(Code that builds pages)
☆ ☆ ☆ ☆ ☆
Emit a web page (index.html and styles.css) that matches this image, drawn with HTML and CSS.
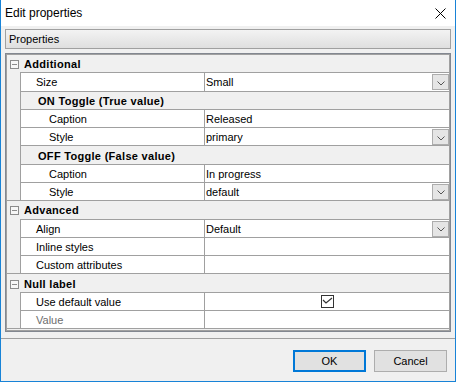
FILE: index.html
```html
<!DOCTYPE html>
<html lang="en">
	<head>
		<link rel="stylesheet" href="styles.css">
		<meta charset="utf-8">
	</head>

	<body>
		<div class="window">
			<div class="titlebar">
				<span class="title">Edit properties</span>
				<svg class="close" width="11" height="11" viewBox="0 0 11 11"><path d="M0.5 0.5 L10.5 10.5 M10.5 0.5 L0.5 10.5" stroke="#000" stroke-width="1"/></svg>
			</div>

			<div class="toolbar">Properties</div>

			<div class="grid">
				<div class="grid-inner">
					<div class="row category">
						<span class="gutter"><span class="toggle"></span></span>
						<span class="body">Additional</span>
					</div>
					<div class="row">
						<span class="gutter"></span>
						<span class="name">Size</span>
						<span class="value">Small<span class="drop"><svg width="8" height="5" viewBox="0 0 8 5"><polyline points="0.5,0.5 4,4 7.5,0.5" fill="none" stroke="#555"/></svg></span></span>
					</div>
					<div class="row sub">
						<span class="gutter"></span>
						<span class="body">ON Toggle (True value)</span>
					</div>
					<div class="row">
						<span class="gutter"></span>
						<span class="name indent">Caption</span>
						<span class="value">Released</span>
					</div>
					<div class="row">
						<span class="gutter"></span>
						<span class="name indent">Style</span>
						<span class="value">primary<span class="drop"><svg width="8" height="5" viewBox="0 0 8 5"><polyline points="0.5,0.5 4,4 7.5,0.5" fill="none" stroke="#555"/></svg></span></span>
					</div>
					<div class="row sub">
						<span class="gutter"></span>
						<span class="body">OFF Toggle (False value)</span>
					</div>
					<div class="row">
						<span class="gutter"></span>
						<span class="name indent">Caption</span>
						<span class="value">In progress</span>
					</div>
					<div class="row last">
						<span class="gutter"></span>
						<span class="name indent">Style</span>
						<span class="value">default<span class="drop"><svg width="8" height="5" viewBox="0 0 8 5"><polyline points="0.5,0.5 4,4 7.5,0.5" fill="none" stroke="#555"/></svg></span></span>
					</div>

					<div class="row category">
						<span class="gutter"><span class="toggle"></span></span>
						<span class="body">Advanced</span>
					</div>
					<div class="row">
						<span class="gutter"></span>
						<span class="name">Align</span>
						<span class="value">Default<span class="drop"><svg width="8" height="5" viewBox="0 0 8 5"><polyline points="0.5,0.5 4,4 7.5,0.5" fill="none" stroke="#555"/></svg></span></span>
					</div>
					<div class="row">
						<span class="gutter"></span>
						<span class="name">Inline styles</span>
						<span class="value"></span>
					</div>
					<div class="row last">
						<span class="gutter"></span>
						<span class="name">Custom attributes</span>
						<span class="value"></span>
					</div>

					<div class="row category">
						<span class="gutter"><span class="toggle"></span></span>
						<span class="body">Null label</span>
					</div>
					<div class="row">
						<span class="gutter"></span>
						<span class="name">Use default value</span>
						<span class="value center"><svg width="13" height="13" viewBox="0 0 13 13"><rect x="0.5" y="0.5" width="12" height="12" fill="#fff" stroke="#333"/><polyline points="2,5 5,8 11,3" fill="none" stroke="#333" stroke-width="1.2"/></svg></span>
					</div>
					<div class="row last">
						<span class="gutter"></span>
						<span class="name disabled">Value</span>
						<span class="value"></span>
					</div>
				</div>
			</div>

			<div class="footer">
				<button class="btn default">OK</button>
				<button class="btn">Cancel</button>
			</div>
		</div>
	</body>
</html>
```

FILE: styles.css
```css
body {
	margin: 0;
	font-family: "Liberation Sans", Arial, sans-serif;
	font-size: 11px;
	color: #000;
}

.window {
	width: 456px;
	height: 382px;
	box-sizing: border-box;
	border: 1px solid #1883d7;
	border-top: none;
	background-color: #f0f0f0;
	display: flex;
	flex-direction: column;
}

.titlebar {
	height: 26px;
	flex: none;
	background-color: #fff;
	display: flex;
	align-items: center;
}

.title {
	font-size: 12px;
	line-height: 26px;
	padding-left: 4px;
	align-self: flex-start;
}

.close {
	margin-left: auto;
	margin-right: 9px;
}

.toolbar {
	margin: 3px 4px 0;
	height: 20px;
	box-sizing: border-box;
	border: 1px solid #a0a0a0;
	background: linear-gradient(#f3f3f3, #dfdfdf);
	padding-left: 3px;
	line-height: 19px;
	flex: none;
}

.grid {
	margin: 4px 4px 0;
	height: 279px;
	box-sizing: border-box;
	border: 1px solid #828790;
	flex: none;
}

.grid-inner {
	height: 100%;
	box-sizing: border-box;
	border: 1px solid #a0a0a0;
	background-color: #f0f0f0;
}

.row {
	display: flex;
	height: 18.29px;
}

.row > span {
	box-sizing: border-box;
	display: flex;
	align-items: center;
	padding-top: 1px;
}

.gutter {
	width: 13px;
	flex: none;
}

.row.last .gutter {
	border-bottom: 1px solid #a0a0a0;
}

.toggle {
	width: 9px;
	height: 9px;
	box-sizing: border-box;
	margin-left: 3px;
	border: 1px solid #8c8c8c;
	background: linear-gradient(#8c8c8c, #8c8c8c) no-repeat center / 5px 1px, #f7f7f7;
}

.body {
	flex: 1;
	font-weight: bold;
	letter-spacing: 0.3px;
	border-bottom: 1px solid #a0a0a0;
}

.category .body {
	padding-left: 4px;
}

.sub .body {
	border-left: 1px solid #a0a0a0;
	padding-left: 17px;
}

.name {
	width: 185px;
	flex: none;
	background-color: #fff;
	border-left: 1px solid #a0a0a0;
	border-right: 1px solid #a0a0a0;
	border-bottom: 1px solid #a0a0a0;
	padding-left: 15px;
}

.name.indent {
	padding-left: 28px;
}

.name.disabled {
	color: #6d6d6d;
}

.value {
	flex: 1;
	background-color: #fff;
	border-bottom: 1px solid #a0a0a0;
	padding-left: 1px;
}

.row > .value.center {
	justify-content: center;
	padding: 0;
}

.drop {
	margin-left: auto;
	align-self: flex-start;
	margin-top: 0;
	width: 17px;
	height: 16px;
	box-sizing: border-box;
	border: 1px solid #adadad;
	background-color: #e5e5e5;
	display: flex;
	align-items: center;
	justify-content: center;
}

.drop svg {
	margin-top: 2px;
}

.footer {
	margin-top: 6px;
	border-top: 1px solid #a0a0a0;
	padding: 11px 8px 0 0;
	display: flex;
	justify-content: flex-end;
	gap: 8px;
}

.btn {
	width: 73px;
	height: 22px;
	box-sizing: border-box;
	border: 1px solid #adadad;
	background-color: #e1e1e1;
	font-family: "Liberation Sans", Arial, sans-serif;
	font-size: 11px;
	color: #000;
	padding: 0;
}

.btn.default {
	border: 2px solid #0078d7;
}
```
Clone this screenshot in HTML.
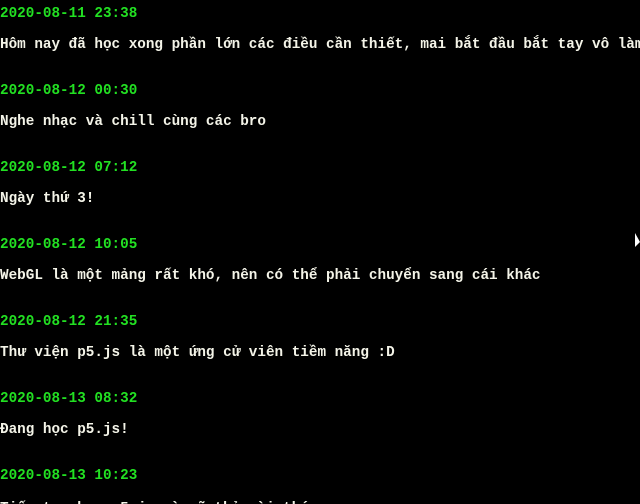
<!DOCTYPE html>
<html><head><meta charset="utf-8"><style>
html,body{margin:0;background:#000;width:640px;height:504px;overflow:hidden}
body{font-family:"Liberation Mono","DejaVu Sans Mono",monospace;font-weight:bold;font-size:14.3px;white-space:nowrap;position:relative}
.d{position:absolute;left:0;color:#22e022}
.t{position:absolute;left:0;color:#f4f4e8}
</style></head><body>
<div class="d" style="top:6px">2020-08-11 23:38</div>
<div class="t" style="top:37px">Hôm nay đã học xong phần lớn các điều cần thiết, mai bắt đầu bắt tay vô làm</div>
<div class="d" style="top:83px">2020-08-12 00:30</div>
<div class="t" style="top:114px">Nghe nhạc và chill cùng các bro</div>
<div class="d" style="top:160px">2020-08-12 07:12</div>
<div class="t" style="top:191px">Ngày thứ 3!</div>
<div class="d" style="top:237px">2020-08-12 10:05</div>
<div class="t" style="top:268px">WebGL là một mảng rất khó, nên có thể phải chuyển sang cái khác</div>
<div class="d" style="top:314px">2020-08-12 21:35</div>
<div class="t" style="top:345px">Thư viện p5.js là một ứng cử viên tiềm năng :D</div>
<div class="d" style="top:391px">2020-08-13 08:32</div>
<div class="t" style="top:422px">Đang học p5.js!</div>
<div class="d" style="top:468px">2020-08-13 10:23</div>
<div class="t" style="top:501px">Tiếp tục học p5.js và vẽ thử vài thứ</div>
<svg style="position:absolute;left:635px;top:233px" width="6" height="16"><path d="M0 0 L0 14 L5 9 Z" fill="#fff"/></svg>
</body></html>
☆ ☆ ☆ ☆ ☆
STATED GOAL:
Where a line of the entries contains the word "this", copy that line.

WRITTEN ANSWER:
Emit a web page (index.html and styles.css) that matches this image, drawn with HTML and CSS.
Clone this screenshot in HTML.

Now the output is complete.